Lambda Function 1 waits for a short delay (5 seconds) and then queries DynamoDB to check if the pre-signed URL is available.
If the URL is present, it is included in the response and sent back through API Gateway to the frontend. If not, retry up to a maximum number of 5 retries, with each retry waiting for 5 seconds.

5. Frontend Download Button

The frontend receives the response containing the pre-signed URL.
It provides a download button for the user to retrieve the converted audio file.

AWS Services Used

1. Amazon API Gateway

Acts as the interface between the frontend and backend, routing requests to AWS Lambda.

2. AWS Lambda

Lambda Function 1: Processes initial requests, stores data in DynamoDB, and sends messages to SQS.
Lambda Function 2: Polls the SQS queue, processes the request, calls Polly, and updates DynamoDB.

3. Amazon DynamoDB

Stores request details and pre-signed URLs for retrieval.

4. Amazon SQS

Decouples processing by enabling asynchronous execution of text-to-speech conversion.

5. Amazon Polly

Converts text into natural-sounding speech.

6. Amazon S3

Stores the generated audio files and provides a secure way to access them via pre-signed URLs.

7. AWS Amplify

Hosts the frontend UI that allows users to submit text and retrieve the generated audio file.
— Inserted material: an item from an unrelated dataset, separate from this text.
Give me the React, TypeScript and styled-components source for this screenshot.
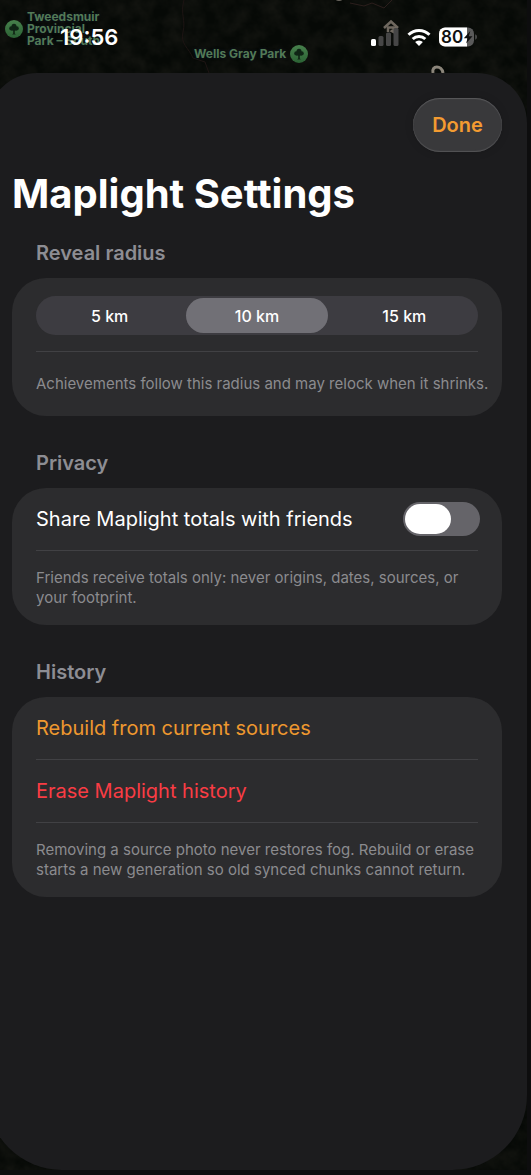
import React, { useState } from "react";
import styled, { createGlobalStyle } from "styled-components";

const GlobalStyle = createGlobalStyle`
  *, *::before, *::after { box-sizing: border-box; }
  html, body { margin: 0; background: #0d0d0e; }
  body {
    font-family: Inter, "Liberation Sans", sans-serif;
    color: #fff;
    -webkit-font-smoothing: antialiased;
  }
  button { font-family: inherit; border: 0; padding: 0; cursor: pointer; }
`;

const Screen = styled.div`
  position: relative;
  min-height: 100vh;
  display: flex;
  flex-direction: column;
  overflow: hidden;
  padding-bottom: 5px;
`;

const MapLayer = styled.div`
  position: absolute;
  inset: 0 4px 5px 0;
  background: #060906;
  overflow: hidden;
`;

const MapArt = styled.svg`
  position: absolute;
  top: 0;
  left: 0;
  width: 100%;
  height: 100%;
`;

const MapLabel = styled.div<{ $x: number; $y: number; $reverse?: boolean }>`
  position: absolute;
  left: ${(p) => p.$x}px;
  top: ${(p) => p.$y}px;
  display: flex;
  flex-direction: ${(p) => (p.$reverse ? "row-reverse" : "row")};
  align-items: center;
  gap: 4px;
  color: #537a56;
  font-size: 12px;
  line-height: 12px;
  font-weight: 700;
  white-space: nowrap;
  text-shadow: 0 0 3px #0a1428;
`;

const StatusBar = styled.header`
  position: relative;
  height: 73px;
  flex: none;
  display: flex;
  justify-content: space-between;
  align-items: center;
  padding: 0 53px 0 60px;
`;

const Time = styled.time`
  font-size: 22px;
  line-height: 24px;
  font-weight: 600;
`;

const StatusIcons = styled.div`
  display: flex;
  align-items: center;
  gap: 8px;
`;

const Sheet = styled.main`
  position: relative;
  flex: 1;
  margin: 0 4px 0 -13px;
  padding: 25px 25px 48px;
  background: #1c1c1e;
  border-radius: 50px 50px 75px 75px;
`;

const Toolbar = styled.div`
  display: flex;
  justify-content: flex-end;
`;

const DoneButton = styled.button`
  width: 89px;
  height: 54px;
  border-radius: 27px;
  background: #39393b;
  color: #f39b31;
  font-size: 20px;
  line-height: 24px;
  font-weight: 600;
  box-shadow: inset 0 1px 1px #5a5a5c, inset 0 -1px 1px #555557,
    0 0 8px rgba(0, 0, 0, 0.15);
`;

const Title = styled.h1`
  margin: 18px 0 23px;
  font-size: 40px;
  line-height: 48px;
  font-weight: 700;
`;

const Section = styled.section`
  & + & {
    margin-top: 35px;
  }
`;

const SectionTitle = styled.h2`
  margin: 0 0 13px 24px;
  font-size: 20px;
  line-height: 24px;
  font-weight: 600;
  color: #8d8d93;
`;

const Card = styled.div`
  background: #2c2c2e;
  border-radius: 34px;
  padding: 0 24px;
`;

const Row = styled.div`
  min-height: 63px;
  display: flex;
  align-items: center;
  justify-content: space-between;
  border-bottom: 1px solid #414144;
`;

const SegmentRow = styled(Row)`
  padding: 18px 0 16px;
`;

const Caption = styled.p`
  margin: 0 -12px 0 0;
  min-height: 64px;
  padding: 17px 0;
  display: flex;
  align-items: center;
  font-size: 15px;
  line-height: 20px;
  color: #8b8b8e;
`;

const Segments = styled.div`
  flex: 1;
  display: grid;
  grid-template-columns: repeat(3, 1fr);
  height: 39px;
  border-radius: 20px;
  background: #3d3c41;
`;

const Segment = styled.label`
  position: relative;
  display: flex;
  padding: 2px 3px;
  font-size: 16px;
  line-height: 20px;
  font-weight: 500;
  cursor: pointer;
`;

const HiddenRadio = styled.input`
  position: absolute;
  opacity: 0;
  margin: 0;
  inset: 0;
`;

const SegmentPill = styled.span<{ $active: boolean }>`
  flex: 1;
  display: flex;
  align-items: center;
  justify-content: center;
  border-radius: 18px;
  background: ${(p) => (p.$active ? "#717076" : "transparent")};
`;

const RowLabel = styled.label`
  font-size: 20px;
  line-height: 24px;
`;

const Switch = styled.input`
  appearance: none;
  margin: 0 -2px 0 0;
  width: 77px;
  height: 34px;
  flex: none;
  border-radius: 17px;
  background: #656469;
  padding: 2px;
  display: flex;
  cursor: pointer;

  &::before {
    content: "";
    width: 46px;
    height: 30px;
    border-radius: 15px;
    background: #fff;
  }

  &:checked {
    background: #f39b31;
    justify-content: flex-end;
  }
`;

const ActionButton = styled.button<{ $danger?: boolean }>`
  flex: 1;
  text-align: left;
  background: none;
  font-size: 20px;
  line-height: 24px;
  color: ${(p) => (p.$danger ? "#f93c44" : "#ee982f")};
`;

const ParkPin = () => (
  <svg width="18" height="18" viewBox="0 0 18 18" aria-hidden="true">
    <defs>
      <linearGradient id="pin" x1="0" y1="0" x2="0" y2="1">
        <stop offset="0" stopColor="#47804c" />
        <stop offset="1" stopColor="#2b6234" />
      </linearGradient>
    </defs>
    <circle cx="9" cy="9" r="9" fill="url(#pin)" />
    <g fill="#0f2415">
      <circle cx="9" cy="6.300" r="2.500" />
      <circle cx="6.300" cy="8.400" r="2.100" />
      <circle cx="11.700" cy="8.400" r="2.100" />
      <path d="M6 8h6v2.300l-2.200.4v2.900l1 .9H7.200l1-.9v-2.900L6 10.300z" />
    </g>
  </svg>
);

const Signal = () => (
  <svg width="28" height="20" viewBox="0 0 28 20" aria-label="Signal">
    <rect x="0" y="12" width="5" height="7" rx="1.500" fill="#fff" />
    <rect x="7.500" y="9" width="5" height="10" rx="1.500" fill="#464646" />
    <rect x="15" y="5.500" width="5" height="13.500" rx="1.500" fill="#464646" />
    <rect x="22.500" y="1" width="5" height="18" rx="1.500" fill="#464646" />
  </svg>
);

const Wifi = () => (
  <svg width="24" height="18" viewBox="0 0 24 18" aria-label="Wi-Fi">
    <g fill="none" stroke="#fff" strokeWidth="3">
      <path d="M1.500 6.700a15 15 0 0 1 21 0" />
      <path d="M5.700 11a9 9 0 0 1 12.600 0" />
    </g>
    <path d="M12 18l-3.900-3.900a5.600 5.600 0 0 1 7.800 0z" fill="#fff" />
  </svg>
);

const Battery = () => (
  <svg width="39" height="20" viewBox="0 0 39 20" aria-label="Battery 80%">
    <defs>
      <clipPath id="shell">
        <rect width="35" height="19" y="0.500" rx="6" />
      </clipPath>
    </defs>
    <g clipPath="url(#shell)">
      <rect width="35" height="20" fill="#5a5a5a" />
      <rect width="28" height="20" fill="#fff" />
    </g>
    <path d="M36.300 7.300c2 .6 2 4.800 0 5.400z" fill="#5a5a5a" />
    <text x="2" y="16" fontSize="17" fontWeight="600" fill="#101010">
      80
    </text>
    <path d="M31.300 4l-6.500 7.200h3.700l-1.400 5.300 6.400-7.300h-3.700z" fill="#101010" />
  </svg>
);

const MapBackdrop = () => (
  <MapArt aria-hidden="true">
    <defs>
      <filter
        id="terrain"
        x="0"
        y="0"
        width="100%"
        height="100%"
        colorInterpolationFilters="sRGB"
      >
        <feTurbulence type="fractalNoise" baseFrequency="0.060" numOctaves="4" seed="7" />
        <feColorMatrix values="0 0 0 0 0.11  0 0 0 0 0.11  0 0 0 0 0.09  1 0 0 0 -0.300" />
      </filter>
    </defs>
    <rect width="100%" height="100%" filter="url(#terrain)" />
    <path d="M184 0c-4 14 2 20-1 32s6 16 10 26l12 4 4 11" fill="none" stroke="#1d1413" />
    <path d="M350 3l14 3 8-3 12 5 8-8" fill="none" stroke="#2b1e1c" />
    <circle cx="339" cy="-5" r="6" fill="#6b675f" />
    <g fill="none" stroke="#6f685f" strokeWidth="2.500">
      <path d="M384 28l7-6.500 7 6.500" />
      <path d="M388 32v-4.500h5.500v4.500l-3-1.500M396 27v7" />
    </g>
    <path d="M433 73c-2-8 9-8 10 0" fill="none" stroke="#8b857a" strokeWidth="3" />
  </MapArt>
);

const RADII = [5, 10, 15];

export default function App() {
  const [radius, setRadius] = useState(10);
  const [share, setShare] = useState(false);

  return (
    <Screen>
      <GlobalStyle />
      <MapLayer>
        <MapBackdrop />
        <MapLabel $x={5} $y={11}>
          <ParkPin />
          <span>
            Tweedsmuir
            <br />
            Provincial
            <br />
            Park – South
          </span>
        </MapLabel>
        <MapLabel $x={194} $y={45} $reverse>
          <ParkPin />
          <span>Wells Gray Park</span>
        </MapLabel>
      </MapLayer>

      <StatusBar>
        <Time>19:56</Time>
        <StatusIcons>
          <Signal />
          <Wifi />
          <Battery />
        </StatusIcons>
      </StatusBar>

      <Sheet>
        <Toolbar>
          <DoneButton type="button">Done</DoneButton>
        </Toolbar>
        <Title>Maplight Settings</Title>

        <Section>
          <SectionTitle id="radius-title">Reveal radius</SectionTitle>
          <Card>
            <SegmentRow>
              <Segments role="radiogroup" aria-labelledby="radius-title">
                {RADII.map((km) => (
                  <Segment key={km}>
                    <HiddenRadio
                      type="radio"
                      name="radius"
                      value={km}
                      checked={radius === km}
                      onChange={() => setRadius(km)}
                    />
                    <SegmentPill $active={radius === km}>{km} km</SegmentPill>
                  </Segment>
                ))}
              </Segments>
            </SegmentRow>
            <Caption>Achievements follow this radius and may relock when it shrinks.</Caption>
          </Card>
        </Section>

        <Section>
          <SectionTitle>Privacy</SectionTitle>
          <Card>
            <Row>
              <RowLabel htmlFor="share">Share Maplight totals with friends</RowLabel>
              <Switch
                id="share"
                type="checkbox"
                role="switch"
                checked={share}
                onChange={(e) => setShare(e.target.checked)}
              />
            </Row>
            <Caption>
              Friends receive totals only: never origins, dates, sources, or your footprint.
            </Caption>
          </Card>
        </Section>

        <Section>
          <SectionTitle>History</SectionTitle>
          <Card>
            <Row>
              <ActionButton type="button">Rebuild from current sources</ActionButton>
            </Row>
            <Row>
              <ActionButton type="button" $danger>
                Erase Maplight history
              </ActionButton>
            </Row>
            <Caption>
              Removing a source photo never restores fog. Rebuild or erase starts a new generation
              so old synced chunks cannot return.
            </Caption>
          </Card>
        </Section>
      </Sheet>
    </Screen>
  );
}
Advantages of This Architecture

Scalability: AWS Lambda and SQS allow for the efficient handling of multiple requests simultaneously.
Cost-Effectiveness: The serverless model ensures you only pay for actual compute usage.
Asynchronous Processing: SQS decouples request processing, preventing delays in frontend responsiveness.
Security: Pre-signed URLs restrict access to generated audio files, ensuring user privacy.

Future Improvements

Implement WebSocket API for real-time updates instead of polling with a delay.
Enable user authentication to track request history and usage.
Optimize DynamoDB queries for better performance at scale.

Conclusion

This AWS-powered serverless TTS application demonstrates a robust, scalable, and cost-efficient solution for text-to-speech conversion. By leveraging cloud-native services, we ensure a seamless experience for users while maintaining an efficient backend workflow.